We have to face it – online discussion tools are mediocre at best. They can be very useful, engaging and lead to collaborative and interactive learning, but there’s always a feeling of pushing against the grain — that discussions work despite the tool and not because of it.
This is a big problem that deserves serious study, research, development and experimentation, but this brief blog post is as good a place as any to get the ball rolling.
The basic threaded model that most asynchronous online environments use has not changed substantially since its inception in the 1990s (see this Wikipedia entry on online forums for a good overview). Developed in 2000, phpBB is still the most ubiquitous open source online discussion system, and though the forums bundled into proprietary MLSs might look a bit prettier, there’s not much difference in the way they work. And the problem with the way they work is that they developed haphazardly on the…
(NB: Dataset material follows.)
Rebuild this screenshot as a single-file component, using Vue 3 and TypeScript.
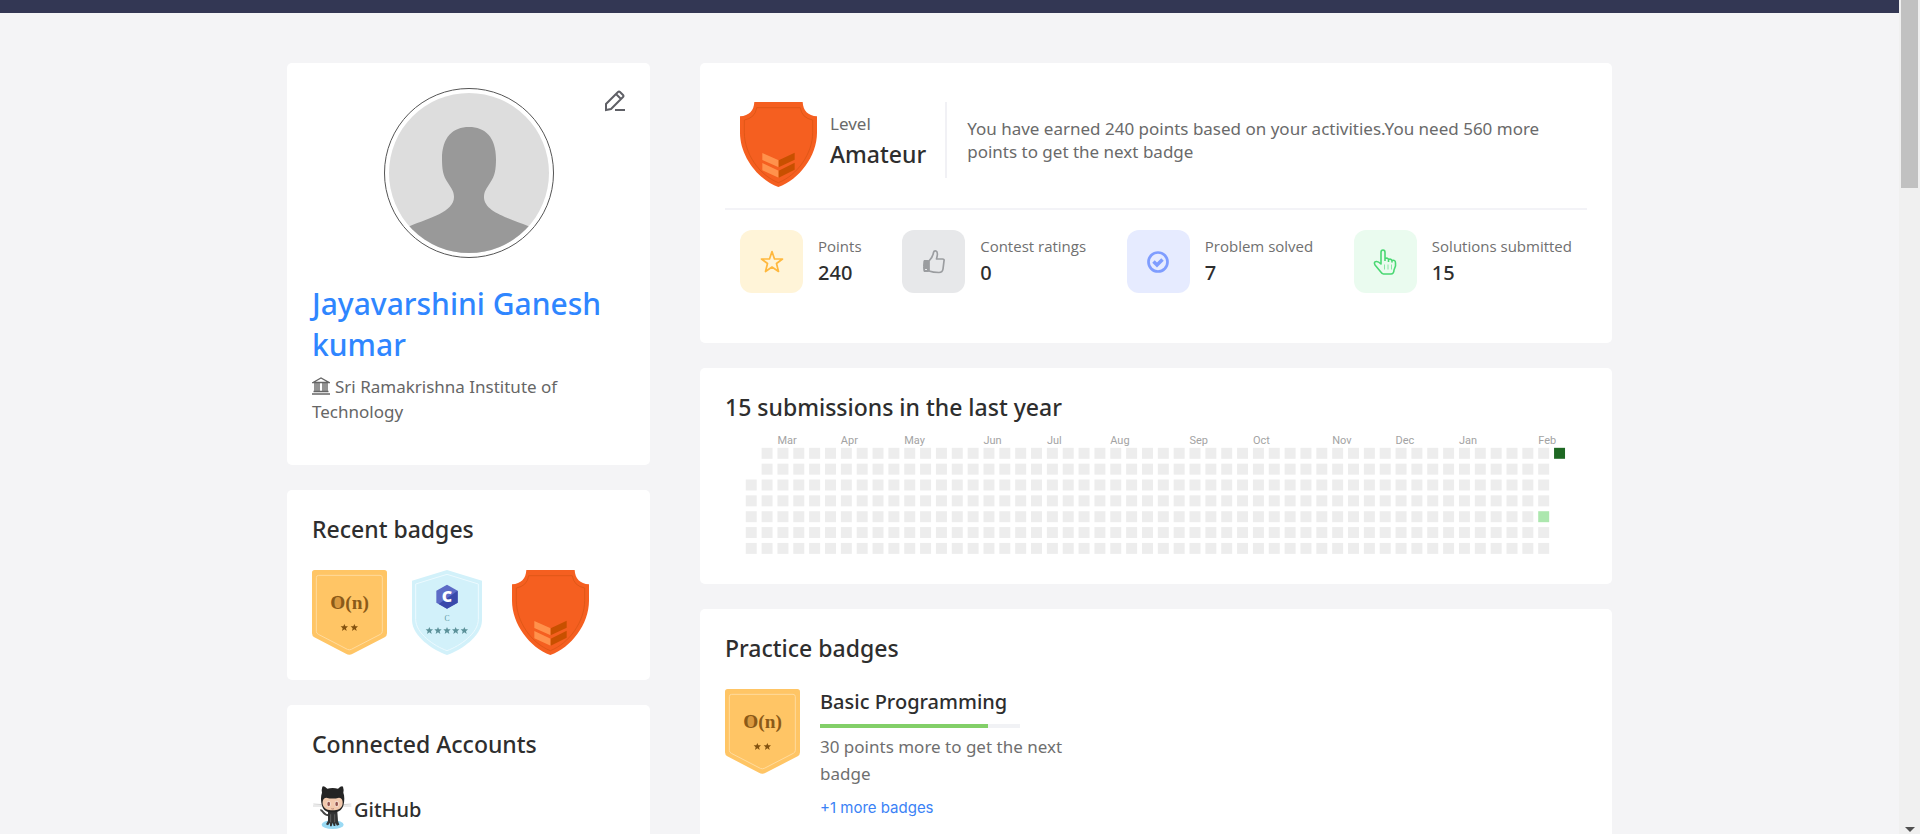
<script setup lang="ts">
import { h, ref } from 'vue'
import type { VNode } from 'vue'

type Badge = 'complexity' | 'language' | 'level'
type StatIcon = 'star' | 'thumb' | 'check' | 'hand'

interface Stat {
  icon: StatIcon
  label: string
  value: number
}

interface Day {
  key: string
  x: number
  y: number
  level: string
}

const recentBadges: Badge[] = ['complexity', 'language', 'level']

const stats: Stat[] = [
  { icon: 'star', label: 'Points', value: 240 },
  { icon: 'thumb', label: 'Contest ratings', value: 0 },
  { icon: 'check', label: 'Problem solved', value: 7 },
  { icon: 'hand', label: 'Solutions submitted', value: 15 },
]

const months: { name: string; week: number }[] = [
  { name: 'Mar', week: 2 },
  { name: 'Apr', week: 6 },
  { name: 'May', week: 10 },
  { name: 'Jun', week: 15 },
  { name: 'Jul', week: 19 },
  { name: 'Aug', week: 23 },
  { name: 'Sep', week: 28 },
  { name: 'Oct', week: 32 },
  { name: 'Nov', week: 37 },
  { name: 'Dec', week: 41 },
  { name: 'Jan', week: 45 },
  { name: 'Feb', week: 50 },
]

const weekX = (week: number): number => 17 + week * 13

const days: Day[] = []
for (let week = 0; week < 52; week++) {
  for (let day = 0; day < 7; day++) {
    if ((week === 0 && day < 2) || (week === 51 && day > 0)) continue
    const level = week === 51 ? 'high' : week === 50 && day === 4 ? 'low' : 'none'
    days.push({ key: `${week}-${day}`, x: weekX(week), y: 22 + day * 13, level })
  }
}

const progress = ref(84)

const shape = (d: string, fill: string): VNode => h('path', { d, fill })
const outline = (d: string, stroke: string): VNode =>
  h('path', { d, stroke, fill: 'none', 'stroke-width': 3 })
const star = (x: number, y: number, fill: string): VNode =>
  h('path', {
    d: 'M0-11 3-4 11-4 5 2 7 10 0 5-7 10-5 2-11-4-3-4Z',
    transform: `translate(${x} ${y})`,
    fill,
  })
const label = (text: string, x: number, y: number, size: number, fill: string, family: string, weight: number): VNode =>
  h('text', { x, y, fill, 'text-anchor': 'middle', 'font-size': size, 'font-family': family, 'font-weight': weight }, text)

const serif = 'Liberation Serif, serif'

const art: Record<Badge, { width: number; draw: () => VNode[] }> = {
  complexity: {
    width: 225,
    draw: () => [
      shape('M8 0H217Q225 0 225 8V190Q225 198 218 202L122 251Q112 257 102 251L7 202Q0 198 0 190V8Q0 0 8 0Z', '#ffc565'),
      outline('M20 16H204Q211 16 211 23V184Q211 190 205 193L118 238Q112 241 106 238L19 193Q13 190 13 184V23Q13 16 20 16Z', '#ffdb9d'),
      h('ellipse', { cx: 77, cy: 96, rx: 18, ry: 19, fill: '#d9993f' }),
      label('O(n)', 113, 116, 58, '#8b5a18', serif, 700),
      star(97, 173, '#83520f'),
      star(127, 173, '#83520f'),
    ],
  },
  language: {
    width: 210,
    draw: () => [
      shape('M105 0 210 32V150C210 198 148 240 105 255 62 240 0 198 0 150V32Z', '#d2f1fa'),
      outline('M105 13 199 42V148C199 190 144 228 105 242 66 228 11 190 11 148V42Z', '#ecfaff'),
      shape('M105 44 137 62V98L105 116 73 98V62Z', '#5c6bc6'),
      shape('M137 62V98L105 116 80 102Z', '#3949ab'),
      label('C', 105, 97, 48, '#ffffff', 'Open Sans, sans-serif', 800),
      label('C', 105, 154, 23, '#5b9aa4', serif, 400),
      ...[52, 78, 105, 131, 157].map((x) => star(x, 182, '#5b9199')),
    ],
  },
  level: {
    width: 231,
    draw: () => [
      shape('M43 0H188Q190 40 231 43V92C231 162 178 232 115 255 53 232 0 162 0 92V43Q41 40 43 0Z', '#f55f20'),
      outline('M50 17H181Q185 48 218 54V92C218 154 172 220 115 242 58 220 13 154 13 92V54Q46 48 50 17Z', '#e05717'),
      shape('M67 153 116 175V196L67 174ZM67 183 116 206V227L67 205Z', '#ff924c'),
      shape('M116 175 164 152V173L116 196ZM116 206 164 182V203L116 227Z', '#c85000'),
    ],
  },
}

const BadgeArt = (props: { kind: Badge }): VNode =>
  h('svg', { viewBox: `0 0 ${art[props.kind].width} 255`, 'aria-hidden': 'true' }, art[props.kind].draw())
BadgeArt.props = ['kind']
</script>

<template>
  <div class="shell">
    <div class="page">
      <header class="topbar"></header>
      <main class="columns">
        <aside class="column">
          <section class="card profile">
            <button class="edit" type="button" aria-label="Edit profile">
              <svg viewBox="0 0 22 22" width="22" height="22" fill="none" stroke="#5f6066" stroke-width="2">
                <path d="M2 20V14L14 2Q15 1 16 2L19 5Q20 6 19 7L7 19 2 20ZM12 4 17 9M11 20H21" />
              </svg>
            </button>
            <div class="avatar">
              <svg viewBox="0 0 160 160" role="img" aria-label="Profile picture">
                <rect width="160" height="160" fill="#ddd" />
                <path fill="#999" d="M80 34C64 34 53 44 53 66 53 76 54 83 59 90 62 95 65 98 65 104 65 119 40 125 21 133L0 142V160H160V142L139 133C120 125 95 119 95 104 95 98 98 95 101 90 106 83 107 76 107 66 107 44 96 34 80 34Z" />
              </svg>
            </div>
            <h1 class="name">Jayavarshini Ganesh kumar</h1>
            <p class="institute">
              <svg class="institute-icon" viewBox="0 0 18 18" width="18" height="18" fill="none" stroke="#666" aria-hidden="true">
                <path stroke-width="1.4" d="M1 5.5 9 1 17 5.5ZM3 6V14M7 6V14M11 6V14M15 6V14M5 6V14M13 6V14M1.5 14.5H16.5M0 17H18" />
              </svg>Sri Ramakrishna Institute of Technology
            </p>
          </section>

          <section class="card">
            <h2 class="heading">Recent badges</h2>
            <ul class="badges">
              <li v-for="badge in recentBadges" :key="badge">
                <BadgeArt class="badge" :kind="badge" />
              </li>
            </ul>
          </section>

          <section class="card">
            <h2 class="heading">Connected Accounts</h2>
            <div class="account">
              <svg viewBox="0 0 120 135" width="40" height="45" aria-hidden="true">
                <ellipse cx="62" cy="119" rx="33" ry="13" fill="#9adaf4" />
                <path d="M4 57 32 59M3 63 32 63M92 59 118 57M92 63 118 63" stroke="#d5d5d5" stroke-width="3" />
                <path d="M25 76C34 73 30 90 52 91" fill="none" stroke="#444" stroke-width="6" />
                <path fill="#333" d="M48 80H76L78 108 82 119 75 122 70 114V123H65L62 113 59 124H54V113L48 121 42 118 48 107Z" />
                <path stroke="#777" stroke-width="2" d="M56 88V112M68 88V112" />
                <path fill="#242424" d="M31 5Q34 1 46 11Q62 7 78 11Q89 1 93 5Q96 14 94 23C98 32 98 48 94 62 88 78 77 82 62 82 46 82 35 78 30 62 26 48 26 32 30 23Q28 14 31 5Z" />
                <path fill="#f2c9ad" d="M43 38Q62 43 81 38C91 38 94 50 91 61 87 72 77 76 62 76 47 76 37 72 33 61 30 50 33 38 43 38Z" />
                <ellipse cx="50" cy="57" rx="6" ry="9" fill="#f7e6dc" />
                <ellipse cx="74" cy="57" rx="6" ry="9" fill="#f7e6dc" />
                <ellipse cx="50" cy="57" rx="4" ry="7" fill="#94544d" />
                <ellipse cx="74" cy="57" rx="4" ry="7" fill="#94544d" />
                <path d="M58 71Q62 73 66 71" fill="none" stroke="#9b6558" stroke-width="2" />
              </svg>
              <span class="account-name">GitHub</span>
            </div>
          </section>
        </aside>

        <div class="column">
          <section class="card summary">
            <div class="level">
              <BadgeArt class="badge" kind="level" />
              <div class="level-name">
                <p>Level</p>
                <strong>Amateur</strong>
              </div>
              <p class="level-text">You have earned 240 points based on your activities.You need 560 more points to get the next badge</p>
            </div>
            <ul class="stats">
              <li v-for="stat in stats" :key="stat.icon" class="stat">
                <div :class="['tile', stat.icon]">
                  <svg viewBox="0 0 26 26" width="26" height="26" fill="none" stroke="currentColor" stroke-width="2" stroke-linejoin="round" aria-hidden="true">
                    <path v-if="stat.icon === 'star'" d="M13 2.500 15.500 10H23.500L17.500 14.500 19.500 22.500 13 18 6.500 22.500 8.500 14.500 2.500 10H10.500Z" stroke-width="1.700" />
                    <template v-else-if="stat.icon === 'thumb'">
                      <path d="M8 12C10 10 12 7 12.500 3.500Q13 1.500 15 2 17.500 3 15.500 10H21.500Q23.500 10 23 12L22 20Q21.500 23.500 18 23.500 12 23.500 8 22Z" stroke-width="1.700" />
                      <path d="M3 11.500H7.500V22.500H3Q2 18 3 11.500Z" fill="currentColor" stroke-width="1" />
                      <path d="M4 20.500H6" stroke="#e7e8ea" stroke-width="1" />
                    </template>
                    <template v-else-if="stat.icon === 'check'">
                      <circle cx="13" cy="13" r="9.500" stroke-width="2.700" />
                      <path d="M8.500 12.500 12 16 17.500 10.500" stroke-width="3.500" stroke-linejoin="miter" />
                    </template>
                    <template v-else>
                      <path d="M9 15V3.500Q9 1 11 1 13 1 13 3.500V9.500Q16 8.500 16.500 10.500 19 9.500 19.800 11.500 23.500 10.500 23.500 14V17L22 21Q21.800 25 19 25H11.500Q10 25 8 22L3 16Q1.500 13 4 12.500 6 12 9 15ZM13 9.500V12M16.500 10.500V13M20 11.500V13.500" stroke-width="1.600" />
                      <path d="M12.500 15.500V20.500M16 15.500V20.500M19.500 15.500V20.500" stroke-width="1" opacity="0.600" />
                    </template>
                  </svg>
                </div>
                <div>
                  <p class="stat-label">{{ stat.label }}</p>
                  <strong class="stat-value">{{ stat.value }}</strong>
                </div>
              </li>
            </ul>
          </section>

          <section class="card">
            <h2 class="heading calendar-heading">15 submissions in the last year</h2>
            <svg class="calendar" viewBox="0 0 707 113" role="img" aria-label="Submissions per day">
              <text v-for="month in months" :key="month.name" :x="weekX(month.week)" y="19">{{ month.name }}</text>
              <rect v-for="day in days" :key="day.key" :class="day.level" :x="day.x" :y="day.y" width="9" height="9" />
            </svg>
          </section>

          <section class="card">
            <h2 class="heading">Practice badges</h2>
            <div class="practice">
              <BadgeArt class="badge" kind="complexity" />
              <div class="practice-info">
                <h3 class="practice-title">Basic Programming</h3>
                <div class="bar" role="progressbar" aria-label="Basic Programming" :aria-valuenow="progress">
                  <div class="bar-fill" :style="{ width: progress + '%' }"></div>
                </div>
                <p class="practice-text">30 points more to get the next badge</p>
                <a class="more" href="#">+1 more badges</a>
              </div>
            </div>
          </section>
        </div>
      </main>
    </div>

    <div class="scroll-track" aria-hidden="true">
      <div class="scroll-thumb"></div>
      <div class="scroll-arrow"></div>
    </div>
  </div>
</template>

<style>
html,
body {
  margin: 0;
  background: #f4f4f6;
}
</style>

<style scoped>
.shell {
  display: flex;
  height: 100vh;
  overflow: hidden;
  font-family: "Noto Sans", "Open Sans", sans-serif;
  font-size: 17px;
  color: #2e2e2e;
}
h1,
h2,
h3,
p,
ul {
  margin: 0;
  padding: 0;
}
ul {
  list-style: none;
}
strong {
  display: block;
  font-weight: 500;
}
.page {
  flex: 1;
  min-width: 0;
}
.topbar {
  height: 13px;
  background: #333754;
}
.columns {
  display: grid;
  grid-template-columns: 363px minmax(0, 1fr);
  gap: 50px;
  max-width: 1325px;
  margin: 50px auto 0;
}
.column {
  display: flex;
  flex-direction: column;
  gap: 25px;
}
.card {
  padding: 25px;
  border-radius: 5px;
  background: #fff;
}
.heading {
  margin-bottom: 27px;
  font-size: 23px;
  font-weight: 500;
  line-height: 28px;
}

.profile {
  position: relative;
  padding-bottom: 41px;
}
.edit {
  position: absolute;
  top: 27px;
  right: 24px;
  padding: 0;
  border: 0;
  background: none;
  line-height: 0;
}
.avatar {
  box-sizing: border-box;
  width: 170px;
  height: 170px;
  margin: 0 auto;
  padding: 4px;
  border: 1px solid #555;
  border-radius: 50%;
}
.avatar svg {
  display: block;
  border-radius: 50%;
}
.name {
  margin: 25px 0 9px;
  font-size: 30px;
  font-weight: 500;
  line-height: 41px;
  color: #2f86ff;
}
.institute {
  line-height: 25px;
  color: #666;
}
.institute-icon {
  margin-right: 5px;
  vertical-align: -2px;
}

.badges {
  display: flex;
  gap: 25px;
}
.badges li {
  min-width: 75px;
}
.badge {
  display: block;
  flex: none;
  height: 85px;
}
.account {
  display: flex;
  align-items: center;
  gap: 2px;
}
.account-name {
  padding-top: 4px;
  font-size: 20px;
  font-weight: 500;
}

.summary {
  padding-bottom: 50px;
}
.level {
  display: flex;
  align-items: flex-start;
  padding: 14px 15px 21px;
  border-bottom: 2px solid #f3f3f7;
}
.level-name {
  box-sizing: border-box;
  height: 76px;
  padding: 9px 19px 0 13px;
  border-right: 2px solid #f1f1f5;
  line-height: 26px;
  color: #6a6a6a;
}
.level-name strong {
  font-size: 23px;
  line-height: 34px;
  color: #2e2e2e;
}
.level-text {
  padding: 15px 0 0 20px;
  line-height: 23px;
  color: #6a6a6a;
}
.stats {
  display: flex;
  flex-wrap: wrap;
  justify-content: space-between;
  padding: 20px 15px 0;
}
.stat {
  display: flex;
  gap: 15px;
}
.tile {
  display: flex;
  align-items: center;
  justify-content: center;
  width: 63px;
  height: 63px;
  border-radius: 12px;
}
.star {
  background: #fff4d8;
  color: #ffb83d;
}
.thumb {
  background: #e7e8ea;
  color: #9b9da0;
}
.check {
  background: #e6ebff;
  color: #7f9dff;
}
.hand {
  background: #eafbef;
  color: #4ad873;
}
.stat-label {
  padding-top: 4px;
  font-family: "Open Sans", sans-serif;
  font-size: 15px;
  line-height: 24px;
  color: #707070;
}
.stat-value {
  font-size: 20px;
  line-height: 29px;
}

.calendar-heading {
  margin-bottom: 0;
}
.calendar {
  display: block;
  width: 100%;
}
.calendar text {
  font-family: Roboto, sans-serif;
  font-size: 9px;
  fill: #a3a3a3;
}
.none {
  fill: #ededed;
}
.low {
  fill: #ace7ae;
}
.high {
  fill: #1e6823;
}

.practice {
  display: flex;
  gap: 20px;
}
.practice-info {
  max-width: 270px;
}
.practice-title {
  font-size: 20px;
  font-weight: 500;
  line-height: 25px;
}
.bar {
  width: 200px;
  height: 4px;
  margin: 10px 0 5px;
  background: #f1f2f5;
}
.bar-fill {
  height: 100%;
  background: #82cf68;
}
.practice-text {
  margin-bottom: 8px;
  line-height: 27px;
  color: #6f6f6f;
}
.more {
  font-family: Inter, sans-serif;
  font-size: 15px;
  line-height: 24px;
  color: #3b82f6;
  text-decoration: none;
}

.scroll-track {
  display: flex;
  flex-direction: column;
  align-items: center;
  justify-content: space-between;
  width: 21px;
  background: #f0f0f0;
}
.scroll-thumb {
  width: 17px;
  height: 188px;
  background: #c1c1c1;
}
.scroll-arrow {
  margin-bottom: 2px;
  border: 5px solid transparent;
  border-top-color: #505050;
  border-bottom: 0;
}
</style>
Notably, the online discussion tool originated as a “bulletin board” – a place to post messages for others to read, rather than a space for interaction. This is one of the fundamental problems with the tool in its various manifestations, from phpBB to Moodle to Facebook to blogs (when used as discussions) – it’s designed for announcements and not conversations: the first posting, whether a question or statement, is prioritised as the important utterance, and everything that follows is subsidiary and not necessarily connected to anything other than that originating announcement or question.
This is a typical phpBB style online forum:
It’s well-organised with categories, topics and sub-categories also known as “threads” – you can follow each independent thread to delve more deeply into the topic and find the precise topic you want. This structure is suited to Q&As – you find the right place to ask and answer a specific question, and forum moderators and experienced users spend a lot of time pointing people to the right thread and re-organising the structure to make it a manageable resource – to impose a linear structure onto information that would otherwise be chaotic.
The linear threaded structure depends on explanatory titles for every new thread in order to get a clear view of the whole discussion. In a text environment, we expect to see this as the discussion is seen as a resource that can be revisited, searched, re-organised and it also provides lasting evidence that it took place. All of this is incredibly useful in the right context. But, more often than not, titles are not specifically created or edited to provide the signposting necessary for understand the content or following the threads.
Similarly, the more recent use of tags to label the topics or subjects mentioned in posts provides a way for readers to go back through to find relevant information. But, again (and moreseo), this requires understanding, buy-in and diligence from the post-writer to take a step away from the flow of writing to reflect back in a detached and clinical way to index the contents for future readers before clicking “submit”.
Most of these benefits are about the after-use of the forum, in similar ways to a written report, which is not so much about what the writer learns while writing but what the reader learns from going back over it.
But how does this bulletin board / information resource style of tool encourage and enable the act of collaborative and interactive learning? Does it help or hinder?
How do we map a haphazard multilinear pattern onto a flat environment?
How can we create an interface and underlying structure that allow true conversation to flourish — that don’t impose linearity, priority and hierarchy?
How do we create a clean, inviting online discussion that is open enough to allow for interactive connections across “threads” while still managing chaos and complexity?
Some people would argue that Twitter solves the problem, but it doesn’t — Twitter is a personalised world stage: a bulletin board that allows for haphazard contact but not deeply developing conversation between two or more people. The public nature of the tool encourages grandstanding over learning.
I don’t have the anwer, but I hope there are great minds working on solutions.